With yesterday’s 5-4 win over Pittsburgh, Jose Theodore ran his personal win streak to a career-best ten games, including victories in each of his last nine starts. (The first win in the streak came in relief of Michal Neuvirth in Florida.) Theodore also tied Pat Riggin for the longest winning streak in franchise history, a mark set 26 years ago.

Theodore’s run isn’t even the first nine-start win streak by a Caps goalie in the past two calendar years, though, as Cristobal Huet ended the 2007-08 regular season a perfect 9-0-0. Here’s a look at the numbers for each goalie over the course of his streak:


GP MIN W L GA PPGA GAA SA SV SV% SO
Jose Theodore 9 523 9 0 23 11 2.64 308 285 .925 0


GP MIN W L GA PPGA GAA SA SV SV% SO
Cristobal Huet 9 552 9 0 14 7 1.52 236 222 .941 1

Huet was an absolute brick wall during his streak.
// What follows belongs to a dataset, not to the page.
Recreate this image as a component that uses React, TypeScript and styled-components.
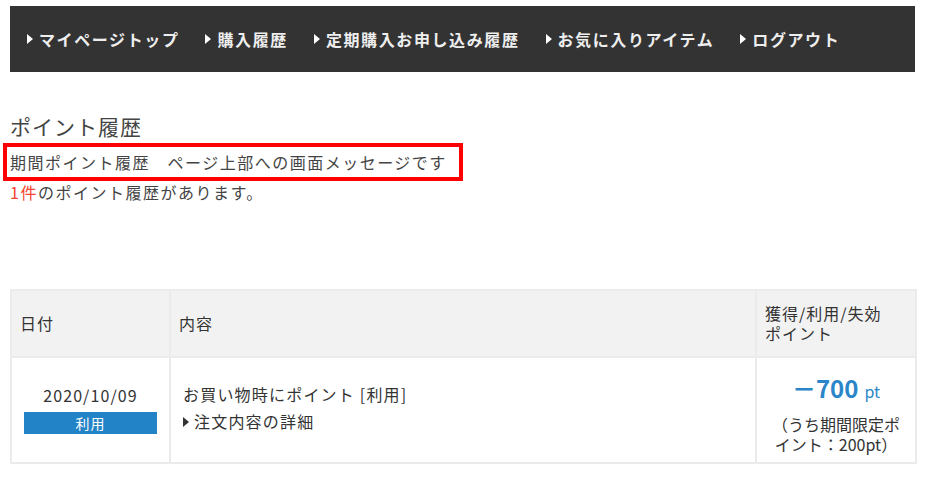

But how much more impressive was he?

Take a look at the shot totals – Huet faced just 25.7 shots-per-sixty-minutes playing behind a team that knew it couldn’t afford to lose even a single game and played with the kind of defensive commitment we haven’t seen often in the Bruce Boudreau era. Theodore, on the other hand, has been asked to stop 35.3 shots-per-sixty on a team that’s playing under different pressures and coasting to victories. Theo has made 40 saves twice during the streak and 30 saves another four times; Huet only had one 30-save effort during his run.

Another point of difference is in team discipline – Huet’s Caps were only shorthanded 3.8 times per game during the netminder’s win streak, while Theodore has been faced with 5.2 power plays per game during his, four time being tasked with killing off six or more penalty kills in a game, something Huet didn’t have to do even once.

Here’s one stat that tells you everything you need to know about Theo’s run – of the 23 goals he’s allowed, only four have come in the third period (Huet, for what it’s worth, allowed just two third-period tallies during his streak). Jose Theodore is getting the job done, often bailing his team out and holding the fort down to allow the 18 guys in front of him the chance to do what it does best – score goals (one needs look no further than his constant denial of what would have no doubt been a back-breaking fifth Pittsburgh goal on a lengthy 5-on-3 yesterday afternoon to find a prime example of this).

The bottom line here is that Jose Theodore, like the team, is on a historic run. And while we have a fairly recent barometer by which to measure lights-out goaltending over the course of a streak, don’t sell Theodore short on what he’s accomplishing these days – like Huet in March and April of ’08, this team wouldn’t be where it is without its goaltender.